(Rows from a dataset of pages and code)
####
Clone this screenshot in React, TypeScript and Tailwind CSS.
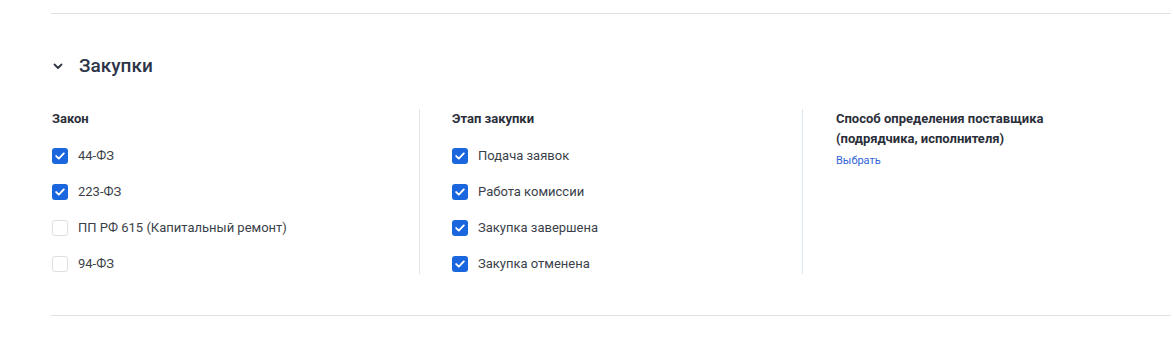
import React, { useState } from 'react';

type Item = { label: string; checked: boolean };

const Checkbox: React.FC<{ checked: boolean; onToggle: () => void }> = ({ checked, onToggle }) => (
  <button
    type="button"
    onClick={onToggle}
    className={
      checked
        ? 'flex h-4 w-4 shrink-0 items-center justify-center rounded-[3px] bg-[#1a66de]'
        : 'flex h-4 w-4 shrink-0 items-center justify-center rounded-[3px] border border-[#dcdfe4] bg-white'
    }
  >
    {checked && (
      <svg width="10" height="8" viewBox="0 0 10 8" fill="none">
        <path d="M1.2 4.1L3.8 6.6L8.8 1.4" stroke="white" strokeWidth="1.9" strokeLinecap="round" strokeLinejoin="round" />
      </svg>
    )}
  </button>
);

const CheckList: React.FC<{ initial: Item[] }> = ({ initial }) => {
  const [items, setItems] = useState(initial);
  const toggle = (i: number) =>
    setItems(items.map((it, j) => (j === i ? { ...it, checked: !it.checked } : it)));

  return (
    <div className="mt-[19px] flex flex-col gap-5">
      {items.map((it, i) => (
        <label key={it.label} className="flex h-4 items-center gap-[10px] text-[13px] leading-4 text-[#3b3f4a]">
          <Checkbox checked={it.checked} onToggle={() => toggle(i)} />
          <span>{it.label}</span>
        </label>
      ))}
    </div>
  );
};

export default function App() {
  return (
    <div className="bg-white pl-[51px] pr-[2px] pt-[13px] font-['Roboto','Liberation_Sans',sans-serif]">
      <div className="border-t border-[#dde2e8]">
        <div className="mt-[40px] flex h-6 items-center">
          <svg width="10" height="7" viewBox="0 0 10 7" fill="none" className="ml-[2px]">
            <path d="M1.5 1.5L5 5L8.5 1.5" stroke="#2f3746" strokeWidth="1.8" strokeLinecap="round" strokeLinejoin="round" />
          </svg>
          <h2 className="ml-[16px] text-[19px] font-medium leading-6 text-[#2d3548]">Закупки</h2>
        </div>

        <div className="mt-[31px] flex">
          <div className="w-[368px] pl-[1px]">
            <h3 className="h-5 text-[13px] font-bold leading-5 text-[#2b2f3a]">Закон</h3>
            <CheckList
              initial={[
                { label: '44-ФЗ', checked: true },
                { label: '223-ФЗ', checked: true },
                { label: 'ПП РФ 615 (Капитальный ремонт)', checked: false },
                { label: '94-ФЗ', checked: false },
              ]}
            />
          </div>

          <div className="w-[383px] border-l border-[#e1e6ec] pb-[2px] pl-[32px]">
            <h3 className="h-5 text-[13px] font-bold leading-5 text-[#2b2f3a]">Этап закупки</h3>
            <CheckList
              initial={[
                { label: 'Подача заявок', checked: true },
                { label: 'Работа комиссии', checked: true },
                { label: 'Закупка завершена', checked: true },
                { label: 'Закупка отменена', checked: true },
              ]}
            />
          </div>

          <div className="border-l border-[#dce6f2] pl-[33px]">
            <h3 className="text-[13px] font-bold leading-5 text-[#2b2f3a]">
              Способ определения поставщика
              <br />
              (подрядчика, исполнителя)
            </h3>
            <a href="#" className="mt-[5px] block text-[11px] leading-[14px] text-[#3163d8]">
              Выбрать
            </a>
          </div>
        </div>

        <div className="mt-[41px] border-t border-[#dde2e8]" />
      </div>
    </div>
  );
}
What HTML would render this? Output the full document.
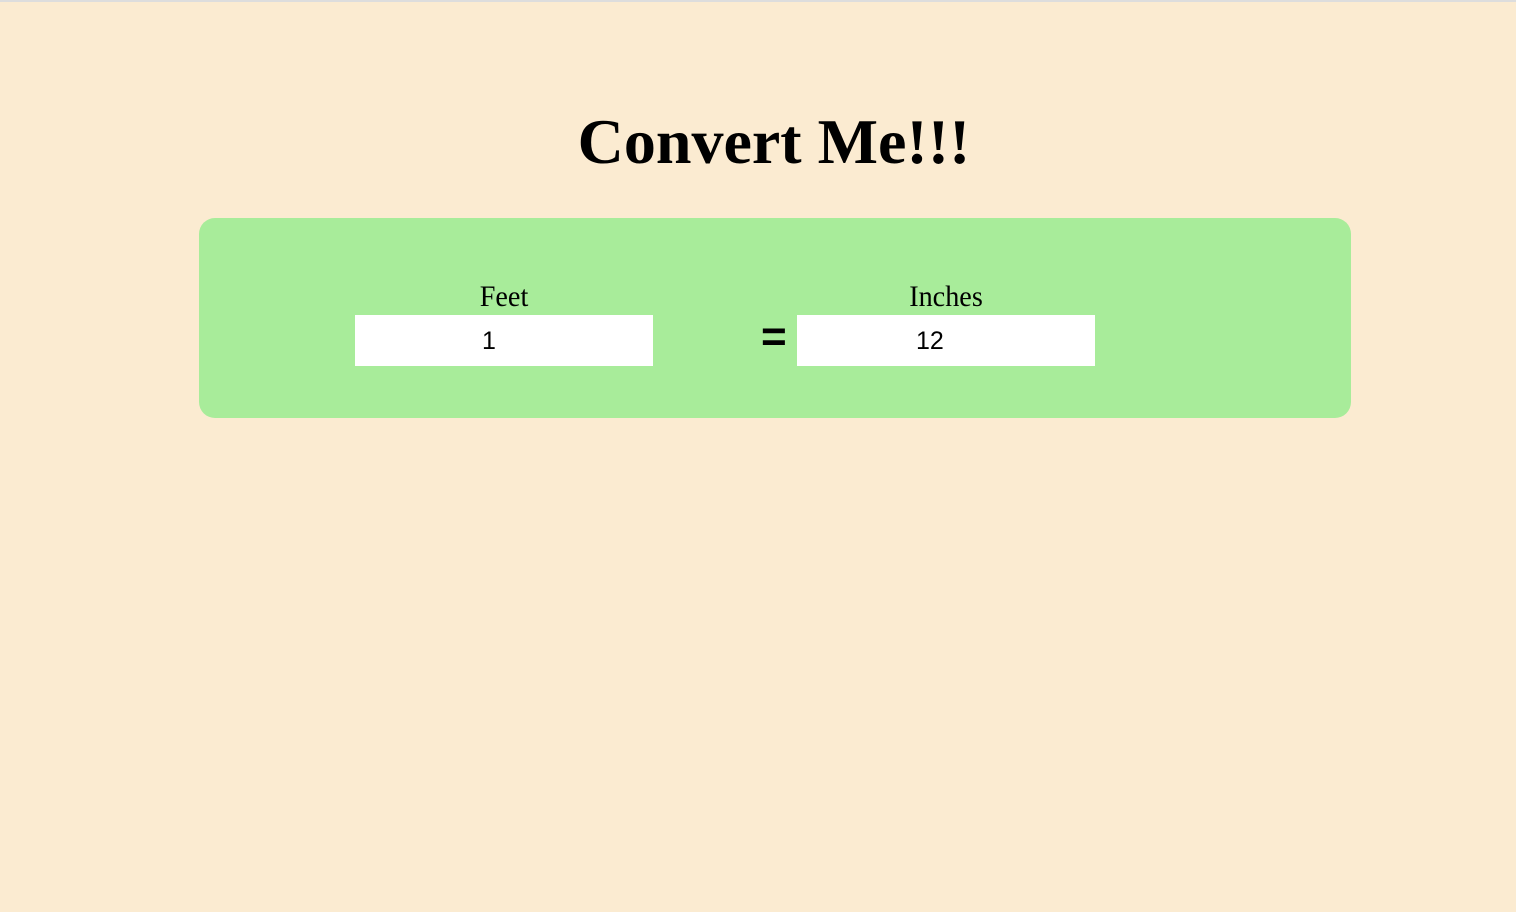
<!DOCTYPE html>
<html><head><style>
html,body{margin:0;padding:0}
body{width:1516px;height:912px;background:#fbebd1;border-top:2px solid #ddd;box-sizing:border-box;font-family:"Liberation Serif",serif;position:relative;overflow:hidden}
h1{position:absolute;top:100px;left:0;width:1548px;text-align:center;margin:0;font-size:64px;font-weight:bold;line-height:80px}
.box{position:absolute;left:199px;top:216px;width:1152px;height:200px;background:#a8ec9a;border-radius:16px}
.lab{position:absolute;top:277px;font-size:30px;text-align:center;width:298px;line-height:36px;transform:scaleX(0.94)}
.inp{position:absolute;top:313px;width:298px;height:51px;background:#fff;font-family:"Liberation Sans",sans-serif;font-size:25px;line-height:52px}
.eq{position:absolute;left:761px;top:310px;font-family:"Liberation Sans",sans-serif;font-weight:bold;font-size:44px;line-height:50px}
</style></head><body>
<h1>Convert Me!!!</h1>
<div class="box"></div>
<div class="lab" style="left:355px">Feet</div>
<div class="lab" style="left:797px">Inches</div>
<div class="inp" style="left:355px;padding-left:127px;box-sizing:border-box">1</div>
<div class="eq">=</div>
<div class="inp" style="left:797px;padding-left:119px;box-sizing:border-box">12</div>
</body></html>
####
» **Stated task**
Write out the full listing verbatim, excluding its pictures.

» **Result of the exercise**
Clone this screenshot in React, TypeScript and Tailwind CSS.
import React, { useState } from 'react';

type Item = { label: string; checked: boolean };

const Checkbox: React.FC<{ checked: boolean; onToggle: () => void }> = ({ checked, onToggle }) => (
  <button
    type="button"
    onClick={onToggle}
    className={
      checked
        ? 'flex h-4 w-4 shrink-0 items-center justify-center rounded-[3px] bg-[#1a66de]'
        : 'flex h-4 w-4 shrink-0 items-center justify-center rounded-[3px] border border-[#dcdfe4] bg-white'
    }
  >
    {checked && (
      <svg width="10" height="8" viewBox="0 0 10 8" fill="none">
        <path d="M1.2 4.1L3.8 6.6L8.8 1.4" stroke="white" strokeWidth="1.9" strokeLinecap="round" strokeLinejoin="round" />
      </svg>
    )}
  </button>
);

const CheckList: React.FC<{ initial: Item[] }> = ({ initial }) => {
  const [items, setItems] = useState(initial);
  const toggle = (i: number) =>
    setItems(items.map((it, j) => (j === i ? { ...it, checked: !it.checked } : it)));

  return (
    <div className="mt-[19px] flex flex-col gap-5">
      {items.map((it, i) => (
        <label key={it.label} className="flex h-4 items-center gap-[10px] text-[13px] leading-4 text-[#3b3f4a]">
          <Checkbox checked={it.checked} onToggle={() => toggle(i)} />
          <span>{it.label}</span>
        </label>
      ))}
    </div>
  );
};

export default function App() {
  return (
    <div className="bg-white pl-[51px] pr-[2px] pt-[13px] font-['Roboto','Liberation_Sans',sans-serif]">
      <div className="border-t border-[#dde2e8]">
        <div className="mt-[40px] flex h-6 items-center">
          <svg width="10" height="7" viewBox="0 0 10 7" fill="none" className="ml-[2px]">
            <path d="M1.5 1.5L5 5L8.5 1.5" stroke="#2f3746" strokeWidth="1.8" strokeLinecap="round" strokeLinejoin="round" />
          </svg>
          <h2 className="ml-[16px] text-[19px] font-medium leading-6 text-[#2d3548]">Закупки</h2>
        </div>

        <div className="mt-[31px] flex">
          <div className="w-[368px] pl-[1px]">
            <h3 className="h-5 text-[13px] font-bold leading-5 text-[#2b2f3a]">Закон</h3>
            <CheckList
              initial={[
                { label: '44-ФЗ', checked: true },
                { label: '223-ФЗ', checked: true },
                { label: 'ПП РФ 615 (Капитальный ремонт)', checked: false },
                { label: '94-ФЗ', checked: false },
              ]}
            />
          </div>

          <div className="w-[383px] border-l border-[#e1e6ec] pb-[2px] pl-[32px]">
            <h3 className="h-5 text-[13px] font-bold leading-5 text-[#2b2f3a]">Этап закупки</h3>
            <CheckList
              initial={[
                { label: 'Подача заявок', checked: true },
                { label: 'Работа комиссии', checked: true },
                { label: 'Закупка завершена', checked: true },
                { label: 'Закупка отменена', checked: true },
              ]}
            />
          </div>

          <div className="border-l border-[#dce6f2] pl-[33px]">
            <h3 className="text-[13px] font-bold leading-5 text-[#2b2f3a]">
              Способ определения поставщика
              <br />
              (подрядчика, исполнителя)
            </h3>
            <a href="#" className="mt-[5px] block text-[11px] leading-[14px] text-[#3163d8]">
              Выбрать
            </a>
          </div>
        </div>

        <div className="mt-[41px] border-t border-[#dde2e8]" />
      </div>
    </div>
  );
}
What HTML would render this? Output the full document.
<!DOCTYPE html>
<html><head><style>
html,body{margin:0;padding:0}
body{width:1516px;height:912px;background:#fbebd1;border-top:2px solid #ddd;box-sizing:border-box;font-family:"Liberation Serif",serif;position:relative;overflow:hidden}
h1{position:absolute;top:100px;left:0;width:1548px;text-align:center;margin:0;font-size:64px;font-weight:bold;line-height:80px}
.box{position:absolute;left:199px;top:216px;width:1152px;height:200px;background:#a8ec9a;border-radius:16px}
.lab{position:absolute;top:277px;font-size:30px;text-align:center;width:298px;line-height:36px;transform:scaleX(0.94)}
.inp{position:absolute;top:313px;width:298px;height:51px;background:#fff;font-family:"Liberation Sans",sans-serif;font-size:25px;line-height:52px}
.eq{position:absolute;left:761px;top:310px;font-family:"Liberation Sans",sans-serif;font-weight:bold;font-size:44px;line-height:50px}
</style></head><body>
<h1>Convert Me!!!</h1>
<div class="box"></div>
<div class="lab" style="left:355px">Feet</div>
<div class="lab" style="left:797px">Inches</div>
<div class="inp" style="left:355px;padding-left:127px;box-sizing:border-box">1</div>
<div class="eq">=</div>
<div class="inp" style="left:797px;padding-left:119px;box-sizing:border-box">12</div>
</body></html>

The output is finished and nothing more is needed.